PROVIDED MATERIAL →
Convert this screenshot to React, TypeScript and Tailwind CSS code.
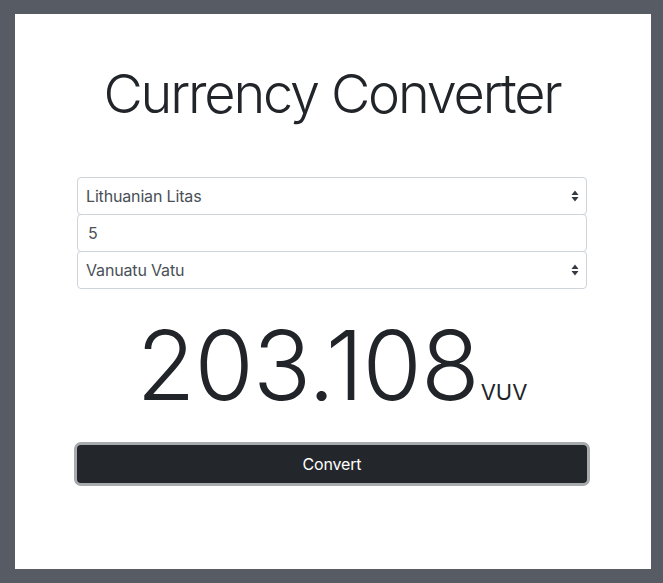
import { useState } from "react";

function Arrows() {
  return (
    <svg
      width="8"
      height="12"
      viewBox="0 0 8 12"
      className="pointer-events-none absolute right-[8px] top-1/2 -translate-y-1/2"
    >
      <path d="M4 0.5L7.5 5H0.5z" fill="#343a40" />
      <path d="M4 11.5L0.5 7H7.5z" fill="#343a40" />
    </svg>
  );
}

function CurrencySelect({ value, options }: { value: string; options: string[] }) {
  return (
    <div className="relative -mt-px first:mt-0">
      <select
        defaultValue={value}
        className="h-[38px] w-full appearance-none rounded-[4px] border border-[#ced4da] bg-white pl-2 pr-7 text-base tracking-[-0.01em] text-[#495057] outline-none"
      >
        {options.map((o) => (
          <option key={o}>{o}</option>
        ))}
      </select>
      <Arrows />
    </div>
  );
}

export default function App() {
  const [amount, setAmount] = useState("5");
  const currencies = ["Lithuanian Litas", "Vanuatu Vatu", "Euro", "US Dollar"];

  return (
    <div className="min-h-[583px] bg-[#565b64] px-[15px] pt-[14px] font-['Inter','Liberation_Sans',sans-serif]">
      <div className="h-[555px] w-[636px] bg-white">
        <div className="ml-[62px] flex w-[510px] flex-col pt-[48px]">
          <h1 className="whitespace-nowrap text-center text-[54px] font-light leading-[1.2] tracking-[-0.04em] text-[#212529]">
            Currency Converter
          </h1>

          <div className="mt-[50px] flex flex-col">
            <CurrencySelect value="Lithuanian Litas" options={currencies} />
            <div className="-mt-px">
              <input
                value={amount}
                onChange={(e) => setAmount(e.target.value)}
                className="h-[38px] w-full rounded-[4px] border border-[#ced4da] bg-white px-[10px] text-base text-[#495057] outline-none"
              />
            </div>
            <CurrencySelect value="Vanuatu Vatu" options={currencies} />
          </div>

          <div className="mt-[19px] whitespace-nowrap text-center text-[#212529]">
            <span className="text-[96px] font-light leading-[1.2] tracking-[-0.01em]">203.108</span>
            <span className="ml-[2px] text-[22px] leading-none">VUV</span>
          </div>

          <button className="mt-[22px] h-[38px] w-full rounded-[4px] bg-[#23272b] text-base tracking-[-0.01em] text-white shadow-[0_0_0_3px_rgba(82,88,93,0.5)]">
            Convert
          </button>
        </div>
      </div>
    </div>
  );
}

WHAT THIS TASK INVOLVES → Skip the pictures, then retype every line above exactly.

SOLUTION →
Convert this screenshot to React, TypeScript and Tailwind CSS code.
import { useState } from "react";

function Arrows() {
  return (
    <svg
      width="8"
      height="12"
      viewBox="0 0 8 12"
      className="pointer-events-none absolute right-[8px] top-1/2 -translate-y-1/2"
    >
      <path d="M4 0.5L7.5 5H0.5z" fill="#343a40" />
      <path d="M4 11.5L0.5 7H7.5z" fill="#343a40" />
    </svg>
  );
}

function CurrencySelect({ value, options }: { value: string; options: string[] }) {
  return (
    <div className="relative -mt-px first:mt-0">
      <select
        defaultValue={value}
        className="h-[38px] w-full appearance-none rounded-[4px] border border-[#ced4da] bg-white pl-2 pr-7 text-base tracking-[-0.01em] text-[#495057] outline-none"
      >
        {options.map((o) => (
          <option key={o}>{o}</option>
        ))}
      </select>
      <Arrows />
    </div>
  );
}

export default function App() {
  const [amount, setAmount] = useState("5");
  const currencies = ["Lithuanian Litas", "Vanuatu Vatu", "Euro", "US Dollar"];

  return (
    <div className="min-h-[583px] bg-[#565b64] px-[15px] pt-[14px] font-['Inter','Liberation_Sans',sans-serif]">
      <div className="h-[555px] w-[636px] bg-white">
        <div className="ml-[62px] flex w-[510px] flex-col pt-[48px]">
          <h1 className="whitespace-nowrap text-center text-[54px] font-light leading-[1.2] tracking-[-0.04em] text-[#212529]">
            Currency Converter
          </h1>

          <div className="mt-[50px] flex flex-col">
            <CurrencySelect value="Lithuanian Litas" options={currencies} />
            <div className="-mt-px">
              <input
                value={amount}
                onChange={(e) => setAmount(e.target.value)}
                className="h-[38px] w-full rounded-[4px] border border-[#ced4da] bg-white px-[10px] text-base text-[#495057] outline-none"
              />
            </div>
            <CurrencySelect value="Vanuatu Vatu" options={currencies} />
          </div>

          <div className="mt-[19px] whitespace-nowrap text-center text-[#212529]">
            <span className="text-[96px] font-light leading-[1.2] tracking-[-0.01em]">203.108</span>
            <span className="ml-[2px] text-[22px] leading-none">VUV</span>
          </div>

          <button className="mt-[22px] h-[38px] w-full rounded-[4px] bg-[#23272b] text-base tracking-[-0.01em] text-white shadow-[0_0_0_3px_rgba(82,88,93,0.5)]">
            Convert
          </button>
        </div>
      </div>
    </div>
  );
}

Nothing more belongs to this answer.